> _Records with interface code_:

:::::

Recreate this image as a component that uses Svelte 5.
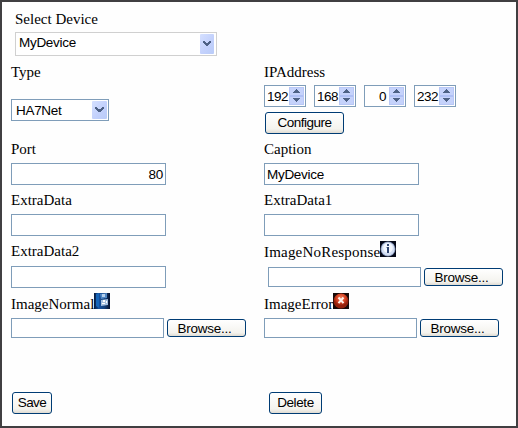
<script>
  let ip = $state(['192', '168', '0', '232']);
</script>

{#snippet arrow()}
  <span class="drop"><svg width="14" height="100%" viewBox="0 0 14 18" preserveAspectRatio="none"><defs><linearGradient id="dg" x2="1" y2="1"><stop stop-color="#d5e0ff"/><stop offset=".55" stop-color="#c3d1fc"/><stop offset="1" stop-color="#b9cbf8"/></linearGradient></defs><rect width="14" height="18" rx="1" fill="url(#dg)"/><path d="M3 6h2v1h1v1h2V7h1V6h2v2h-1v1H9v1H8v1H6v-1H5V9H4V8H3z" fill="#4d6185" shape-rendering="crispEdges"/></svg></span>
{/snippet}

{#snippet file(shift)}
  <div class="file" class:shift><div class="box"></div><button>Browse...</button></div>
{/snippet}

<main>
  <section class="device">
    <div class="label">Select Device</div>
    <div class="select wide"><span>MyDevice</span>{@render arrow()}</div>
  </section>
  <div class="columns">
    <section class="left">
      <div class="label type">Type</div>
      <div class="select"><span>HA7Net</span>{@render arrow()}</div>
      <div class="label port">Port</div>
      <div class="input number">80</div>
      <div class="label">ExtraData</div>
      <div class="input"></div>
      <div class="label">ExtraData2</div>
      <div class="input extra"></div>
      <div class="label pic normal"><span>ImageNormal</span><svg width="16" height="16" viewBox="0 0 16 16"><defs><linearGradient id="ng"><stop stop-color="#071a3b"/><stop offset=".3" stop-color="#1551a0"/><stop offset=".65" stop-color="#12417e"/><stop offset="1" stop-color="#06112d"/></linearGradient></defs><rect width="16" height="16" fill="url(#ng)"/><path d="M2 1l3-1v15l-3-2z" fill="#1765b7"/><path d="M6 1l7-1v5l-6 1z" fill="#5288c4"/><path d="M8 1h3v3H8z" fill="#b5d0ee"/><path d="M7 7l7-1v6l-7 1z" fill="#a3bfdf"/><path d="M9 7h2v2H9zm3 1h1v2h-1zM8 10h3v1H8z" fill="#fff"/><path d="M6 6h2v1H6zm4-1h2v1h-2z" fill="#234e86"/></svg></div>
      {@render file(false)}
      <button class="save">Save</button>
    </section>
    <section class="right">
      <div class="label type">IPAddress</div>
      <div class="ips">
        {#each ip as part}
          <div class="spin"><span>{part}</span><svg width="15" height="18" viewBox="0 0 15 18" shape-rendering="crispEdges"><path d="M0 0h15v18H0z" fill="#c5d2fb"/><path d="M0 8h15v2H0z" fill="#afc0f5"/><path d="M.5.5h14v17H.5z" fill="none" stroke="#b8c7f6"/><path d="M7 2h1v1h1v1h1v1h1v1H4V5h1V4h1V3h1zM4 11h7v1h-1v1H9v1H8v1H7v-1H6v-1H5v-1H4z" fill="#4d6185"/></svg></div>
        {/each}
      </div>
      <button class="configure">Configure</button>
      <div class="label caption">Caption</div>
      <div class="input">MyDevice</div>
      <div class="label">ExtraData1</div>
      <div class="input"></div>
      <div class="label pic response"><span>ImageNoResponse</span><svg width="16" height="16" viewBox="0 0 16 16"><rect width="16" height="16" fill="#050817"/><circle cx="8" cy="8" r="7.5" fill="#7889ad"/><circle cx="8" cy="8" r="6.7" fill="#d3def3"/><circle cx="8" cy="7" r="4.8" fill="#f3f7ff"/><path d="M7 3h2v2H7zM6.6 6H9v6H7V7h-.4z" fill="#304571"/></svg></div>
      {@render file(true)}
      <div class="label pic error"><span>ImageError</span><svg width="16" height="16" viewBox="0 0 16 16"><defs><radialGradient id="eg" cy=".3"><stop stop-color="#ef8060"/><stop offset=".6" stop-color="#d54222"/><stop offset="1" stop-color="#94200b"/></radialGradient></defs><rect width="16" height="16" fill="#170908"/><circle cx="8" cy="8" r="7.5" fill="url(#eg)"/><path d="M5.5 4.5l5 5.6M10.5 4.5l-5 5.6" stroke="#fff0e9" stroke-width="2.1"/></svg></div>
      {@render file(false)}
      <button class="delete">Delete</button>
    </section>
  </div>
</main>

<style>
  main { box-sizing: border-box; width: 518px; height: 428px; border: 2px solid #403f41; background: #fefefe; color: #000; overflow: hidden; font: 13.5px/18px "Liberation Sans", Arial, sans-serif; letter-spacing: -.3px; }
  section { display: flex; flex-direction: column; align-items: flex-start; }
  .device { height: 62px; padding: 8px 0 0 13px; box-sizing: border-box; }
  .label { height: 22px; font: 15px/16px "Liberation Serif", "Times New Roman", serif; letter-spacing: 0; white-space: nowrap; }
  .device .label { line-height: 18px; }
  .columns { display: flex; padding-left: 9px; }
  .left { width: 253px; }
  .right { width: 245px; }
  .select, .input, .box, .spin, button { box-sizing: border-box; border: 1px solid #7f9db9; background: #fff; }
  .select { width: 98px; height: 22px; display: flex; justify-content: space-between; padding: 1px 1px 1px 4px; line-height: 20px; }
  .wide { width: 202px; height: 24px; border-color: #d0d0d0; padding-left: 3px; line-height: 18px; }
  .drop { display: block; width: 15px; }
  .drop svg { display: block; width: 14px; height: 100%; }
  .select:not(.wide) .drop svg { width: 15px; }
  .type { height: 21px; }
  .left .type { height: 35px; }
  .input { width: 155px; height: 22px; padding: 1px 2px; line-height: 20px; margin-bottom: 7px; }
  .number { text-align: right; }
  .port { margin-top: 20px; }
  .caption { margin-top: 7px; }
  .extra { margin-top: 1px; margin-bottom: 5px; }
  .ips { display: flex; gap: 8px; height: 27px; letter-spacing: -.5px; }
  .spin { width: 42px; height: 22px; display: flex; align-items: center; justify-content: flex-end; padding-right: 1px; gap: 1px; }
  .spin span { line-height: 16px; padding-top: 2px; }
  .spin:nth-child(3) { gap: 3px; }
  button { height: 22px; padding: 0; border-color: #003c74; border-radius: 3px; background: linear-gradient(#fff, #f4f3ee 80%, #dfdbd2); color: #000; font: 13.5px/18px "Liberation Sans", Arial, sans-serif; letter-spacing: -.38px; text-align: center; }
  .configure { width: 79px; margin-left: 1px; letter-spacing: -.5px; }
  .file { display: flex; gap: 3px; align-items: center; height: 20px; }
  .box { width: 153px; height: 20px; }
  .file button { width: 79px; height: 18px; padding: 0 4px 0 0; line-height: 15px; letter-spacing: -.25px; }
  .shift { margin-left: 4px; }
  .pic { display: flex; height: 25px; }
  .pic span { line-height: 22px; }
  .response { height: 26px; margin-top: -2px; }
  .response span { letter-spacing: .2px; }
  .error { margin-top: 6px; }
  .save { width: 40px; margin: 54px 0 0 1px; letter-spacing: -.6px; }
  .delete { width: 53px; margin: 54px 0 0 5px; }
</style>
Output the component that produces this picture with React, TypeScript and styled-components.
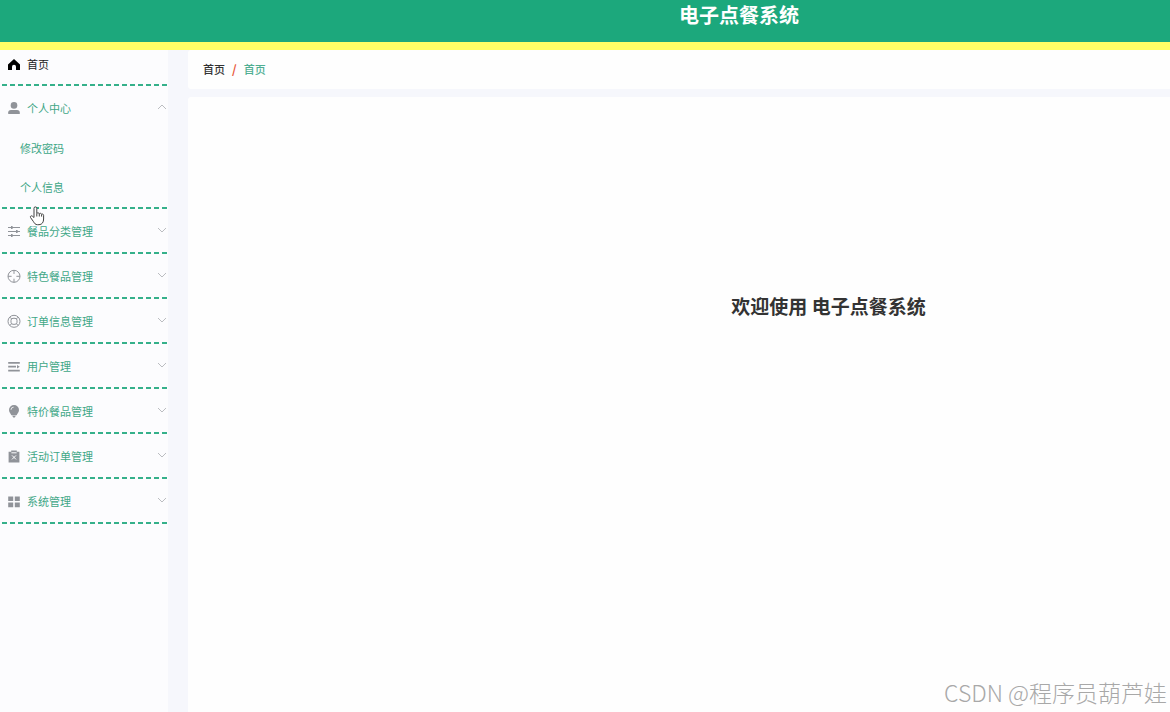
import React from "react";
import styled, { createGlobalStyle } from "styled-components";

const GlobalStyle = createGlobalStyle`
  *, *::before, *::after { box-sizing: border-box; }
  body { margin: 0; background: #f6f7fc; font-family: "Noto Sans CJK SC", sans-serif; }
`;

const Page = styled.div`
  min-height: 100vh;
  display: flex;
  flex-direction: column;
`;

const Header = styled.header`
  height: 50px;
  padding: 3px 0 0 308px;
  background: #1ca87c;
  border-bottom: 8px solid #ffff66;
  text-align: center;
`;

const Brand = styled.h1`
  margin: 0;
  font-size: 20px;
  line-height: 24px;
  font-weight: 700;
  color: #fff;
`;

const Body = styled.div`
  flex: 1;
  display: flex;
`;

const Sidebar = styled.nav`
  width: 168px;
  flex: none;
  padding-right: 1px;
  background: #fcfcfe;
`;

const Group = styled.div`
  padding-bottom: 2px;
  background: repeating-linear-gradient(270deg, #35b08a 0 5px, transparent 5px 8px) left bottom / 100% 2px no-repeat;
`;

const MenuLink = styled.a`
  display: flex;
  align-items: center;
  gap: 6px;
  height: 34px;
  padding: 0 0 6px 7px;
  font-size: 11px;
  color: #222;
  text-decoration: none;
`;

const MenuButton = styled.button`
  display: flex;
  align-items: center;
  gap: 6px;
  width: 100%;
  height: 43px;
  padding: 0 0 0 7px;
  border: 0;
  background: none;
  font: inherit;
  font-size: 11px;
  color: #3fa787;
  text-align: left;
`;

const Label = styled.span`
  flex: 1;
`;

const SubLink = styled.a`
  display: block;
  padding-left: 20px;
  font-size: 11px;
  line-height: 39px;
  color: #3fa787;
  text-decoration: none;
`;

const Content = styled.main`
  flex: 1;
  display: flex;
  flex-direction: column;
  gap: 8px;
  padding-left: 20px;
`;

const Breadcrumb = styled.nav`
  display: flex;
  align-items: center;
  gap: 7px;
  height: 39px;
  padding: 0 0 2px 15px;
  background: #fefefe;
  border-radius: 3px 0 0 3px;
  font-size: 11px;
  font-weight: 500;
  color: #333;
`;

const Slash = styled.span`
  font-size: 12px;
  font-weight: 700;
  color: #e8583a;
`;

const Crumb = styled.a`
  color: #4fae92;
  text-decoration: none;
`;

const Panel = styled.section`
  flex: 1;
  display: flex;
  flex-direction: column;
  justify-content: space-between;
  padding: 195px 0 4px;
  background: #fefefe;
  border-radius: 3px 0 0 0;
`;

const Welcome = styled.h2`
  margin: 0;
  padding-right: 101px;
  padding-left: 400px;
  font-size: 19px;
  line-height: 28px;
  text-align: center;
  color: #333;
`;

const Watermark = styled.p`
  margin: 0;
  padding-right: 3px;
  text-align: right;
  font-size: 23px;
  line-height: 32px;
  font-weight: 300;
  color: #a8a8a8;
`;

const Chevron = styled.svg`
  width: 10px;
  height: 10px;
  margin-bottom: 2px;
  fill: none;
  stroke: #bbbdc1;
`;

const Glyph = styled.svg<{ $dark?: boolean }>`
  width: 14px;
  height: 14px;
  flex: none;
  color: ${(p) => (p.$dark ? "#000" : "#909399")};
  fill: currentColor;
`;

const Cursor = styled.svg`
  position: absolute;
  left: 29px;
  top: 206px;
  width: 16px;
  height: 20px;
  pointer-events: none;
`;

const line = { fill: "none", stroke: "currentColor" };

const icons: Record<string, React.ReactNode> = {
  home: <path d="M7 2 1 7.400V13H5V9.800a2 2 0 0 1 4 0V13h4V7.400Z" />,
  user: (
    <>
      <circle cx="7" cy="4.4" r="3.3" />
      <path d="M1.200 13V11.600Q1.200 9 4 9H10Q12.800 9 12.800 11.600V13Z" />
    </>
  ),
  sliders: (
    <>
      <path d="M1 3.500h12M1 7.500h12M1 11.500h12" {...line} strokeWidth="1" />
      <path d="M4 2h1.600v3H4zM9 6h1.600v3H9zM4 10h1.600v3H4z" />
    </>
  ),
  aim: (
    <g {...line}>
      <circle cx="7" cy="7.300" r="6" />
      <path d="M7 1.300v3.600M7 9.700v3.600M1 7.300h3.600M9.400 7.300H13" />
    </g>
  ),
  help: (
    <g {...line}>
      <circle cx="7" cy="7.300" r="6" />
      <rect x="4" y="4.300" width="6" height="6" rx="2" />
      <path d="M2.800 3.100 4.600 4.900M11.200 3.100 9.400 4.900M2.800 11.500 4.600 9.700M11.200 11.500 9.400 9.700" />
    </g>
  ),
  list: <path d="M1.200 3h11.600v1.800H1.200zM1.200 6.800h7.800v1.800H1.200zM10 6 12.800 7.700 10 9.400zM1.200 10.700h11.600v1.800H1.200z" />,
  bulb: (
    <>
      <path d="M7 1a5 5 0 0 1 5 5c0 2.400-1.600 3.400-2.400 5.200H4.400C3.600 9.400 2 8.400 2 6a5 5 0 0 1 5-5ZM5.200 11.800h3.600L7.800 13.600H6.200Z" />
      <path d="M4 5.800A2.600 2.600 0 0 1 6.600 3.200" fill="none" stroke="#fcfcfe" strokeWidth=".8" />
    </>
  ),
  clipboard: (
    <>
      <path d="M1.600 2.800h2.600V1.400h5.600v1.400h2.600V13.600H1.600Z" />
      <path d="M4.400 3.800h5.200M5 6.400l4 4M9 6.400l-4 4" fill="none" stroke="#fcfcfe" strokeWidth="1" />
    </>
  ),
  grid: <path d="M1.200 2.400h5v4.600h-5zM7.800 2.400h5v4.600h-5zM1.200 8.600h5v4.600h-5zM7.800 8.600h5v4.600h-5z" />,
};

const Icon = ({ name, dark }: { name: string; dark?: boolean }) => (
  <Glyph viewBox="0 0 14 14" $dark={dark} aria-hidden="true">
    {icons[name]}
  </Glyph>
);

interface Entry {
  icon: string;
  label: string;
  children?: string[];
}

const entries: Entry[] = [
  { icon: "user", label: "个人中心", children: ["修改密码", "个人信息"] },
  { icon: "sliders", label: "餐品分类管理" },
  { icon: "aim", label: "特色餐品管理" },
  { icon: "help", label: "订单信息管理" },
  { icon: "list", label: "用户管理" },
  { icon: "bulb", label: "特价餐品管理" },
  { icon: "clipboard", label: "活动订单管理" },
  { icon: "grid", label: "系统管理" },
];

export default function App() {
  return (
    <Page>
      <GlobalStyle />
      <Header>
        <Brand>电子点餐系统</Brand>
      </Header>
      <Body>
        <Sidebar>
          <Group>
            <MenuLink href="#home">
              <Icon name="home" dark />
              <Label>首页</Label>
            </MenuLink>
          </Group>
          {entries.map(({ icon, label, children }) => (
            <Group key={label}>
              <MenuButton type="button" aria-expanded={!!children}>
                <Icon name={icon} />
                <Label>{label}</Label>
                <Chevron viewBox="0 0 10 10" aria-hidden="true">
                  <path d={children ? "M1 7l4-4 4 4" : "M1 3l4 4 4-4"} />
                </Chevron>
              </MenuButton>
              {children?.map((child) => (
                <SubLink key={child} href="#sub">
                  {child}
                </SubLink>
              ))}
            </Group>
          ))}
        </Sidebar>
        <Content>
          <Breadcrumb>
            <span>首页</span>
            <Slash>/</Slash>
            <Crumb href="#home">首页</Crumb>
          </Breadcrumb>
          <Panel>
            <Welcome>欢迎使用 电子点餐系统</Welcome>
            <Watermark>CSDN @程序员葫芦娃</Watermark>
          </Panel>
        </Content>
      </Body>
      <Cursor viewBox="0 0 16 20" aria-hidden="true">
        <path
          d="M5 11.500V2.300a1.400 1.400 0 0 1 2.800 0V7.500c.4-1 2.400-.8 2.500.3.500-.9 2.200-.6 2.300.6.600-.7 2-.3 2 .9V13c0 3-1.400 5.700-4.600 5.700H8.500c-2.200 0-3-1.400-4-3L1.500 11.500c-.6-1.200.8-2.300 1.900-1.300Z"
          fill="#fff"
          stroke="#444"
        />
        <path d="M7.800 7.500v3M10.300 8v2.500M12.600 8.600v2" stroke="#444" fill="none" />
      </Cursor>
    </Page>
  );
}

:::::

> _Challenge_: In the lines above, find each one with "React" and list it.

> _Response_:
Output the component that produces this picture with React, TypeScript and styled-components.
import React from "react";
const icons: Record<string, React.ReactNode> = {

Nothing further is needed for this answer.